The salary that is drawn by cooks, dishwashers, cafeteria attendants, Bartenders, butchers and others in this industry, compares very unfavorably with other professions in the country.

A new report from the Food Chain Workers Alliance, says that a majority of the workers in Food Industry take home substandard wages and little benefits. Of the workers surveyed by FCWA, only 13.5 percent managed a livable wage. FCWA defines a livable age one that is a hundred and fifty percent of the regional poverty level.

Amazingly, of the 90 agricultural workers surveyed, not even one was found to be earning a life sustaining wage.

The Food Chain Workers Alliance survey hammers home the sobering reality of jobs in, what the FCWA calls “the food chain”, which is an enormous network of workers occupied in the production, processing, and distribution of food. There jobs were listed amongst the top twenty lowest paying jobs in the country, in a report by the Bureau of Labor Statistics.

Joann Lo, Executive Director of the Food Chain Workers Alliance says, “Jobs in the food system aren’t seen as high-skilled. It’s hard work; you need to know the right way to cut a chicken in a poultry plant. But the general perception is that they are low-skilled and don’t deserve good wages.” 

An employee would need to earn a little more than $18 an hour to afford a two-bedroom house, a basic requirement for a small family. According to the report, the Fair Market Rent for such an accommodation is $949 a month. The unfortunate fact is that workers, at $9.28 an hour, make around half the amount required. Workers with a college degree earn a little more, but even that’s not enough.

These wages are also low for those employees who are paid “piece-rate” rather than hourly. Their earnings are proportionate to their work output, which depends on their physical health and supply fluctuations.

Journalist Tracie McMillan, who wrote an intimate account of the conditions under which workers work in the food chain, went incognito to a garlic farm and got employed on piece-work basis. Her report entitled, The American Way of Eating, makes for poignant reading.

“Even though Rosalinda’s tarjeta will show that she came in at 5:30 a.m. and left at 2:30 p.m., a nine-hour day, her check will say she was there for two hours–exactly the number of hours she would have had to work at minimum wage ($8) to earn what she made via piece rate ($16).
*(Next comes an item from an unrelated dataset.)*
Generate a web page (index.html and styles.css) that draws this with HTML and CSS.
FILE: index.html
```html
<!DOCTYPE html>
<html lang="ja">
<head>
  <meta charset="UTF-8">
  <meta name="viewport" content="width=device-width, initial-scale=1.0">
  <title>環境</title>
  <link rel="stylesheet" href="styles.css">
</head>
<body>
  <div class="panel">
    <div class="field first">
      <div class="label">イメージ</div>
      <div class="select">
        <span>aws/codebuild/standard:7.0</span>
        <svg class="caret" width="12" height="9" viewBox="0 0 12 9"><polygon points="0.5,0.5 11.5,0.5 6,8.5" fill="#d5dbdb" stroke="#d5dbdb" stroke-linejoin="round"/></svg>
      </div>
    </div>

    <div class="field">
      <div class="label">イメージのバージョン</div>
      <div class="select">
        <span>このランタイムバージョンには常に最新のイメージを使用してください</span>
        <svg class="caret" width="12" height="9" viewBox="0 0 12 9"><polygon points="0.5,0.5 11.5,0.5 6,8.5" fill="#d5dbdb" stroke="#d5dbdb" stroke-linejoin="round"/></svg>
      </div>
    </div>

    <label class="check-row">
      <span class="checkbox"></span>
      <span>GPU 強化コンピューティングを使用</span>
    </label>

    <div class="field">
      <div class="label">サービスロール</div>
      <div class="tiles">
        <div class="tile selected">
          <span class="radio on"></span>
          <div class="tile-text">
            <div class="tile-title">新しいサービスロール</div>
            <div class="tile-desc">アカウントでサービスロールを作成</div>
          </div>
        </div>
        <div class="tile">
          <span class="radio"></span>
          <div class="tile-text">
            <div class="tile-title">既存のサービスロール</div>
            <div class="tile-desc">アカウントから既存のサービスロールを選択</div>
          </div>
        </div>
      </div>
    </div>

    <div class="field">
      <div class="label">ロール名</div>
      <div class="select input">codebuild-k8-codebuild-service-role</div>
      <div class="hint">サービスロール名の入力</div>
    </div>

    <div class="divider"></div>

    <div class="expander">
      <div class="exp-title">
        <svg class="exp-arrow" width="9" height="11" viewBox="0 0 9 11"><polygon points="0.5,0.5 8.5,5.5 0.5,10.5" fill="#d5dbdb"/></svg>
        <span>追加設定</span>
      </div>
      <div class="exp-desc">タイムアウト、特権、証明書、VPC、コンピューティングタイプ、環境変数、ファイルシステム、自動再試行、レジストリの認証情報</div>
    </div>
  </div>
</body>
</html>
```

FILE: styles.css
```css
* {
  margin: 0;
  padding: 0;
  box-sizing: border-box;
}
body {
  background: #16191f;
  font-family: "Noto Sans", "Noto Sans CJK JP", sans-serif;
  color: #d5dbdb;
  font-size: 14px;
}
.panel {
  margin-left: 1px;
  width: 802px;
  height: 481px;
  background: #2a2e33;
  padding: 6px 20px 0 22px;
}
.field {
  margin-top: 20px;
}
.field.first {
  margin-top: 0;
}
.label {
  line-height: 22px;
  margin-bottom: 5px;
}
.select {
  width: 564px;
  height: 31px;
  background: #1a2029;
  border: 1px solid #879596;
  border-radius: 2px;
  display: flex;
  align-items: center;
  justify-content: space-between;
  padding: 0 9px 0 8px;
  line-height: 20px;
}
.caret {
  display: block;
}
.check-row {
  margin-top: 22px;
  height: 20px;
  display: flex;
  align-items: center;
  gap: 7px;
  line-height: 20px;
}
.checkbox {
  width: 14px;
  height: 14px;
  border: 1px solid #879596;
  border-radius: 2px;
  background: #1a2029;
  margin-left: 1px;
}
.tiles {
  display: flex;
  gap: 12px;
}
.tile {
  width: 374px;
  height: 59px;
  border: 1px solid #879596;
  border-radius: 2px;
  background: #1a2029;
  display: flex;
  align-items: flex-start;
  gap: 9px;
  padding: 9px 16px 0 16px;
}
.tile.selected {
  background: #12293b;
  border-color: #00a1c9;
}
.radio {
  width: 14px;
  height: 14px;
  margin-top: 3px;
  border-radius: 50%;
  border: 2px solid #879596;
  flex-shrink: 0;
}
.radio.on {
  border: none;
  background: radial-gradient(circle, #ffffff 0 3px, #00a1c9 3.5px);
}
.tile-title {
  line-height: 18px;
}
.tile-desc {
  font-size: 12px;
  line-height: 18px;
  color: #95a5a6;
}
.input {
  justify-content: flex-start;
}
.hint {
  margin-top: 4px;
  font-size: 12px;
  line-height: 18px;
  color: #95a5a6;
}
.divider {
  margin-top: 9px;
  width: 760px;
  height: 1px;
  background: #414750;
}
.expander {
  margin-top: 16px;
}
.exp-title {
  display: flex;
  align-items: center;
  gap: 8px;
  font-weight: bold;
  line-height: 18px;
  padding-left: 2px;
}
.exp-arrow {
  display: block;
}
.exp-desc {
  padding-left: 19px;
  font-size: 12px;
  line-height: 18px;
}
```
Later, I ask advocates if this is unusual, and everyone shrugs: Not every contractor does it, but they see it regularly. Earning minimum wage at our piece rate would require a speed that seems impossible: five buckets an hour. (In my month in garlic, I do not meet anyone who can average that for an entire day.)”
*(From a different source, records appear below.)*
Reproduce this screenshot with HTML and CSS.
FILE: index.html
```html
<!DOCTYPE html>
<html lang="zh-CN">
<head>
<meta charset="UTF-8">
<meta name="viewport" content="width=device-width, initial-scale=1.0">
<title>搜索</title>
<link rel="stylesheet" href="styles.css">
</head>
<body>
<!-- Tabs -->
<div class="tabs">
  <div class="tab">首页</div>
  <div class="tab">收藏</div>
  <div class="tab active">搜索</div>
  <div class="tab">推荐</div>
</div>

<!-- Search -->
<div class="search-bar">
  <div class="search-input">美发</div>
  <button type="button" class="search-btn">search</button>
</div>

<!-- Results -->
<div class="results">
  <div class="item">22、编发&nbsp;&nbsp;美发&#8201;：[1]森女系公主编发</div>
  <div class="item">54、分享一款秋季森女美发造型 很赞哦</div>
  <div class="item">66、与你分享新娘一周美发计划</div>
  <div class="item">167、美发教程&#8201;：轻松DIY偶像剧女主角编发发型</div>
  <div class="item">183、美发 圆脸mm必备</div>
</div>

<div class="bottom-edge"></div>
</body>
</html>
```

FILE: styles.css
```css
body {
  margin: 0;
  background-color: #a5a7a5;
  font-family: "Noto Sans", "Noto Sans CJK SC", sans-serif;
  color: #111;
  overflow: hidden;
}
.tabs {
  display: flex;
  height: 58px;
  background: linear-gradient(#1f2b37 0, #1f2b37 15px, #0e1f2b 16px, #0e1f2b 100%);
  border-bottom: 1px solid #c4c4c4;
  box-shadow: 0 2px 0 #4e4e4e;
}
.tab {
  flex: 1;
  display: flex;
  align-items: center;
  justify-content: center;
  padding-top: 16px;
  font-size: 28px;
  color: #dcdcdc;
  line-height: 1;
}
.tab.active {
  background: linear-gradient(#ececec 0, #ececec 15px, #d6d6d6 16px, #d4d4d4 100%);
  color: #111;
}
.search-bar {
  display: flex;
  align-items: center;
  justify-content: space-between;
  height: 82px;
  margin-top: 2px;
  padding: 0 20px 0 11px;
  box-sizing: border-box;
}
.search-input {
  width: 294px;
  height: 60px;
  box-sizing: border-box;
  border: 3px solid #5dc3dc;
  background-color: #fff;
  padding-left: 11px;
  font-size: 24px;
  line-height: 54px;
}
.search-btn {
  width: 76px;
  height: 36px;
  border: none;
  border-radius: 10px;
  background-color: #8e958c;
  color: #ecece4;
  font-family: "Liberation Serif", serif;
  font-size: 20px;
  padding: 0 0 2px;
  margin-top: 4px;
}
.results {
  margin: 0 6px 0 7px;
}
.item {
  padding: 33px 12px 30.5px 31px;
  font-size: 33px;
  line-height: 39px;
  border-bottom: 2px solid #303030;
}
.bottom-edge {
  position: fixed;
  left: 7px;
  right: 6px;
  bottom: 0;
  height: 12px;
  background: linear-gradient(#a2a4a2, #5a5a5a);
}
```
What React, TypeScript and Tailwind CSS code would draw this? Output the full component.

Apart from the abysmally low pay, most of the food workers surveyed by the Alliance lacked benefits such as healthcare and paid sick days. The some who did have health care benefits, were either unaware of their benefits or were not adequately covered.

Even though most employers acknowledge that good wages and improved working conditions will result in better turnover and overall be more productive and fruitful for the company and the employees. But that is not how things are. Employers allege that low standards across the food industry, force them to cut costs and keep labor costs down.

The employers are under tremendous pressure from the big buyers, like Walmart, who owing to their buying capacities, force the sellers to sell at very competitive prices, leaving them with no choice but to cut down their expenses – workers become the first casualty.

Joann Lo, Executive Director of the Food Chain Workers Alliance says that inspite of the depressing report, the 13.5 percent workers who are earning a livable wage is evidence that it “is important to note because it shows that it is possible for food systems employers to pay fair wages and still do well, and make a profit.”

Featherstone Farm, an organic Minnesota farm pays it workers by the hour and also provides temporary workers with housing. Lo suggests that unionization and the capacity to organize themselves, can be important factors that could positively impact the workers conditions. Moreover, it was time that the minimum wage of tip workers, like waiters was increased, “their minimum wage has been $2.13 an hour for the past 21 years.